Henry Tran has his feet washed during Mass while living in a refugee camp in Thailand in the early 1980s. Photo: Courtesy Henry Tran
After four years, Tran was freed in 1979. He joined some friends who were trying to organize an anti-communist group. “They loved their country,” explained Tran’s son, Eric.
Shortly after joining the group, Tran was recaptured and sent back to prison. After six months of being restrained six days a week, he was moved into a cell by himself.
Tran’s wife, Thoa Nguyen, was allowed to visit him once every month or two. She saved up whatever money she could, to bribe the guards and build rapport. Eventually, Tran was allowed to work in the fields, where just two guards were assigned to six prisoners.

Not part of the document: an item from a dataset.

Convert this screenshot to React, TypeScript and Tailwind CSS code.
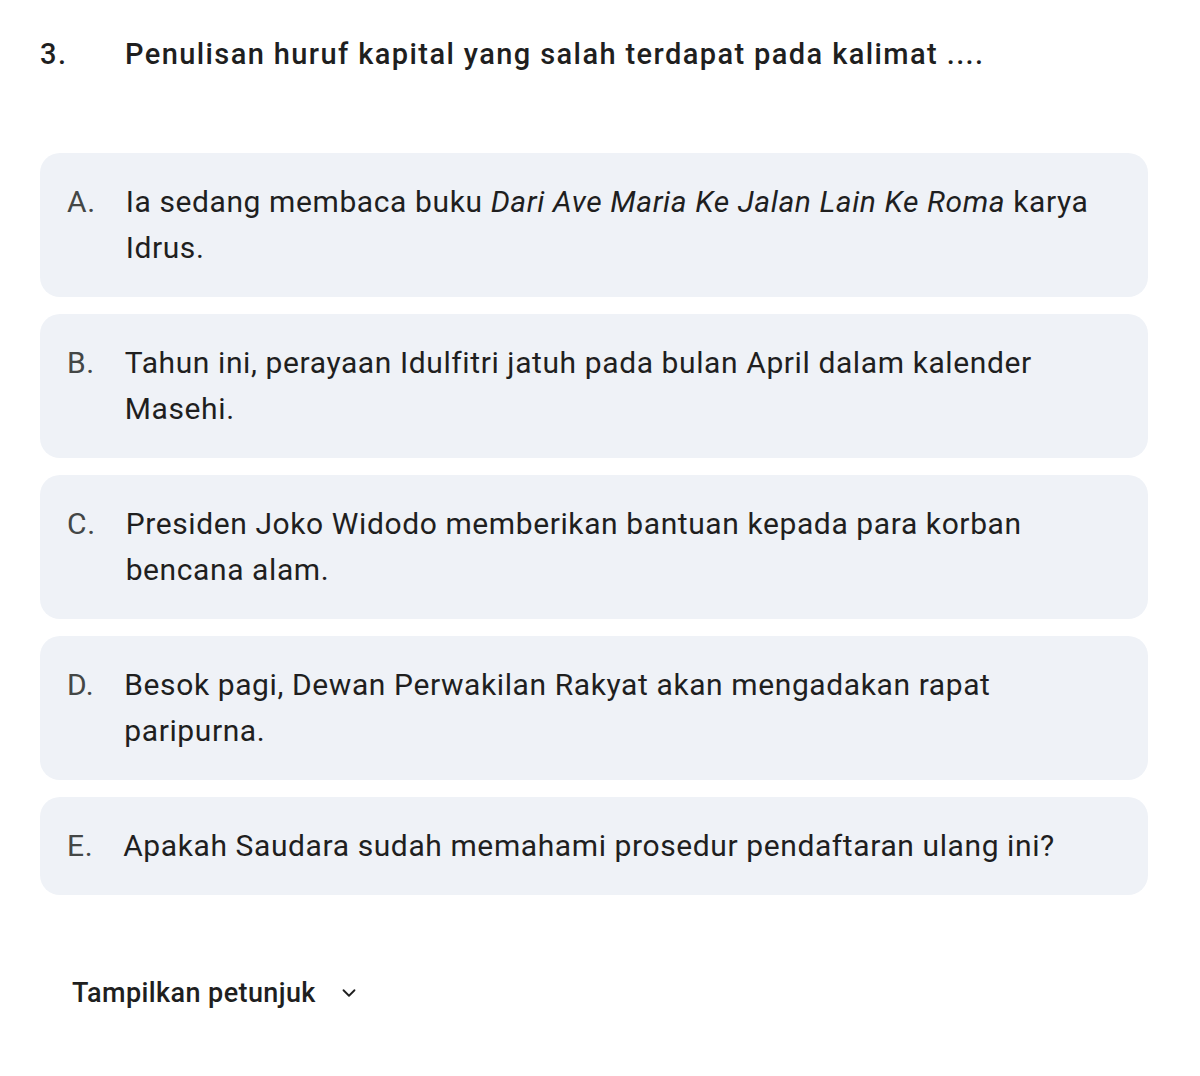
import React from "react";

const options: { l: string; t: React.ReactNode }[] = [
  {
    l: "A.",
    t: (
      <>
        Ia sedang membaca buku <i>Dari Ave Maria Ke Jalan Lain Ke Roma</i> karya Idrus.
      </>
    ),
  },
  { l: "B.", t: "Tahun ini, perayaan Idulfitri jatuh pada bulan April dalam kalender Masehi." },
  { l: "C.", t: "Presiden Joko Widodo memberikan bantuan kepada para korban bencana alam." },
  { l: "D.", t: "Besok pagi, Dewan Perwakilan Rakyat akan mengadakan rapat paripurna." },
  { l: "E.", t: "Apakah Saudara sudah memahami prosedur pendaftaran ulang ini?" },
];

export default function App() {
  return (
    <div
      className="w-[1200px] h-[1076px] bg-white text-[#1f1f1f] pt-[34px] px-[40px]"
      style={{ fontFamily: "Roboto, 'Noto Sans', sans-serif" }}
    >
      <div className="flex items-center text-[29px] leading-[40px] font-medium tracking-[1.4px]">
        <span className="w-[85px]">3.</span>
        <span>Penulisan huruf kapital yang salah terdapat pada kalimat ....</span>
      </div>
      <div className="mt-[79px] w-[1108px] flex flex-col gap-[17px]">
        {options.map((o) => (
          <div key={o.l} className="bg-[#eff2f7] rounded-[20px] pl-[27px] pr-[28px] py-[26px] flex text-[30px] leading-[46px] tracking-[0.6px]">
            <span className="text-[#444746] shrink-0 mr-[30px]">{o.l}</span>
            <span>{o.t}</span>
          </div>
        ))}
      </div>
      <div className="mt-[80px] ml-[32px] flex items-center text-[27px] leading-[36px] font-medium tracking-[0.4px]">
        <span>Tampilkan petunjuk</span>
        <svg className="ml-[22px]" width="22" height="22" viewBox="0 0 24 24" fill="none" stroke="#1f1f1f" strokeWidth="2" strokeLinecap="round" strokeLinejoin="round">
          <path d="M6 9l6 6 6-6" />
        </svg>
      </div>
    </div>
  );
}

During her visits, Nguyen would also slip her husband some money. One day in October 1982, Tran and his fellow prisoners gave the guards some of that extra money. The guards left to go drinking, Eric Tran explained, and “that’s when they escaped.”
Two months later, in December 1982, Tran and Eric, then 9, were able to escape Vietnam on a small boat, the first leg of a long journey to a new life in the U.S. They arrived in Seattle on March 28, 1985, but couldn’t bring the rest of the family here until six years later.
Today, Tran is an active member of Vietnamese Martyrs Parish in Tukwila. All his children and grandchildren live nearby, and Thanksgiving is his favorite holiday. It’s a time for him to say: “Thank you God, thank you American people for everything.”